START

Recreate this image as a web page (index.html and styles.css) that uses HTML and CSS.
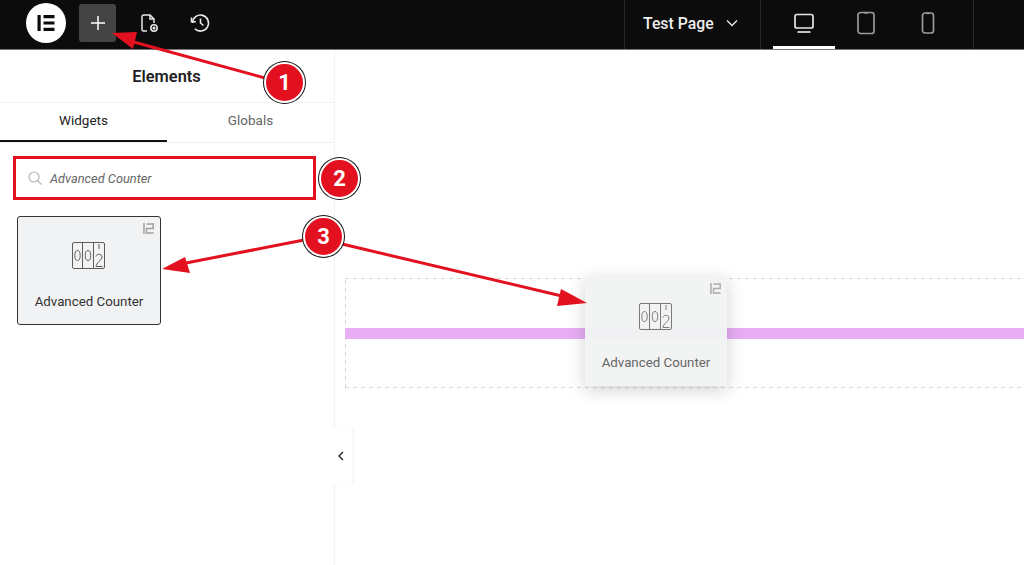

END
START

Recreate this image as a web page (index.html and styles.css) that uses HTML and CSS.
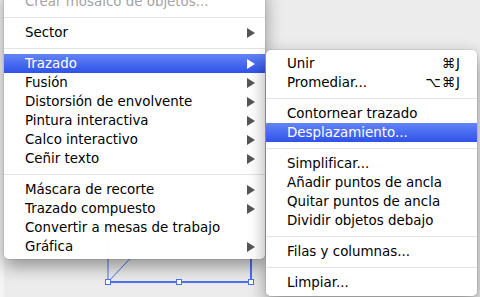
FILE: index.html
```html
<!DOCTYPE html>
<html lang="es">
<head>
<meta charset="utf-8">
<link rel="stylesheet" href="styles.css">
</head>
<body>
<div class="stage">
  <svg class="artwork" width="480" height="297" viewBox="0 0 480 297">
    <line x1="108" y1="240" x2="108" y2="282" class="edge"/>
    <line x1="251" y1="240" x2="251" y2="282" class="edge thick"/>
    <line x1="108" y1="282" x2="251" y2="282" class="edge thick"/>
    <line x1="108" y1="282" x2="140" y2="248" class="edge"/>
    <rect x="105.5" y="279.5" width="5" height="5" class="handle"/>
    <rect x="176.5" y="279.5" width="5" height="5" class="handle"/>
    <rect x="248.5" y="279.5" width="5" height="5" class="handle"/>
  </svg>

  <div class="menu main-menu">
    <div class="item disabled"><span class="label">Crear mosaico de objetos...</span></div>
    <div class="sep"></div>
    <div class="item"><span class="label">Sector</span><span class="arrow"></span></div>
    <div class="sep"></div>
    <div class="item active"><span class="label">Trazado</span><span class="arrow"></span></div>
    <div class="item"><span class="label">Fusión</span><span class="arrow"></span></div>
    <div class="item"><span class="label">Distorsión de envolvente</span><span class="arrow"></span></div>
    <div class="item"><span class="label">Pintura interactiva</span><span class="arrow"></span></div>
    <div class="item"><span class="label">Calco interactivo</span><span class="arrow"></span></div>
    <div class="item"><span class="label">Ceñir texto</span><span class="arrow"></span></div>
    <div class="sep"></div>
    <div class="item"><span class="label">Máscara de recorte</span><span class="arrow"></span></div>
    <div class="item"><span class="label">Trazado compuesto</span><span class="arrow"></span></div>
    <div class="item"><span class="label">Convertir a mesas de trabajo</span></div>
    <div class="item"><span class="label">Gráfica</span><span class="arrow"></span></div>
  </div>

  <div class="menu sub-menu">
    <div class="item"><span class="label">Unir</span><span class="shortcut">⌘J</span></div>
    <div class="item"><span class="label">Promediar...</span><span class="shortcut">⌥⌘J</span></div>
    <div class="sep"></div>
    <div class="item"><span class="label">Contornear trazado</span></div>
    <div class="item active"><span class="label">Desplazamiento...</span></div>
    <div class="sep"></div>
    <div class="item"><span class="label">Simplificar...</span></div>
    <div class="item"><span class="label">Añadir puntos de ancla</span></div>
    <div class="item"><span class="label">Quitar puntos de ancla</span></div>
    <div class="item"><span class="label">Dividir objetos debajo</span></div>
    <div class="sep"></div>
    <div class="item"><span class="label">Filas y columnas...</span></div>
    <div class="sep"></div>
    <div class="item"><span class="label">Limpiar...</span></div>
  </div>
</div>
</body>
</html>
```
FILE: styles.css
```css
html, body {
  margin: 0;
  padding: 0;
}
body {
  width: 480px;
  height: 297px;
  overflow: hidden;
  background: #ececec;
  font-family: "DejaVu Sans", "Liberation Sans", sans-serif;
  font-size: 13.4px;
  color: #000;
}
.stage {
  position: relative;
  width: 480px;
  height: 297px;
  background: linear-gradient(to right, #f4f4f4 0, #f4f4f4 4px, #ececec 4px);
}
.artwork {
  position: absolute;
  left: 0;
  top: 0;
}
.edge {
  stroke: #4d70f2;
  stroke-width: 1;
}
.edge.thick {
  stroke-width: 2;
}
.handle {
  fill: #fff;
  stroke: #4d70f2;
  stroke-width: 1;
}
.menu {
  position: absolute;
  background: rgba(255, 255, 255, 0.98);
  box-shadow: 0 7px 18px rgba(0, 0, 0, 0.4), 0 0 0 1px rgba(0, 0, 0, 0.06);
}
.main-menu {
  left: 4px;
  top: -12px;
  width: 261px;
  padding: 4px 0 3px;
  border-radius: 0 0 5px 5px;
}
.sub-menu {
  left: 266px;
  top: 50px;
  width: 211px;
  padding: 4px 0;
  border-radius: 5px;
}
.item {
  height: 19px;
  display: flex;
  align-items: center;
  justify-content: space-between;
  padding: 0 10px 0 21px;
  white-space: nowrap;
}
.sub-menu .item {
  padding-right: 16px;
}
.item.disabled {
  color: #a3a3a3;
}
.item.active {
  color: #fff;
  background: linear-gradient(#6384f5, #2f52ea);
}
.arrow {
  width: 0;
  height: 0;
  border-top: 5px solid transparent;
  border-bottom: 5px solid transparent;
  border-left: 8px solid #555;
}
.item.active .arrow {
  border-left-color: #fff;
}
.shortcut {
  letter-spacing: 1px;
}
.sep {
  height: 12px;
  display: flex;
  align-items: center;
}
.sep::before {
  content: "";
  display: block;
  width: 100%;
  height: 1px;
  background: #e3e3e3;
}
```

END

*Stated goal*:
Search the data for the word "styles" and copy each line where it appears.

*Finished exercise*:
Recreate this image as a web page (index.html and styles.css) that uses HTML and CSS.
Recreate this image as a web page (index.html and styles.css) that uses HTML and CSS.
<link rel="stylesheet" href="styles.css">
FILE: styles.css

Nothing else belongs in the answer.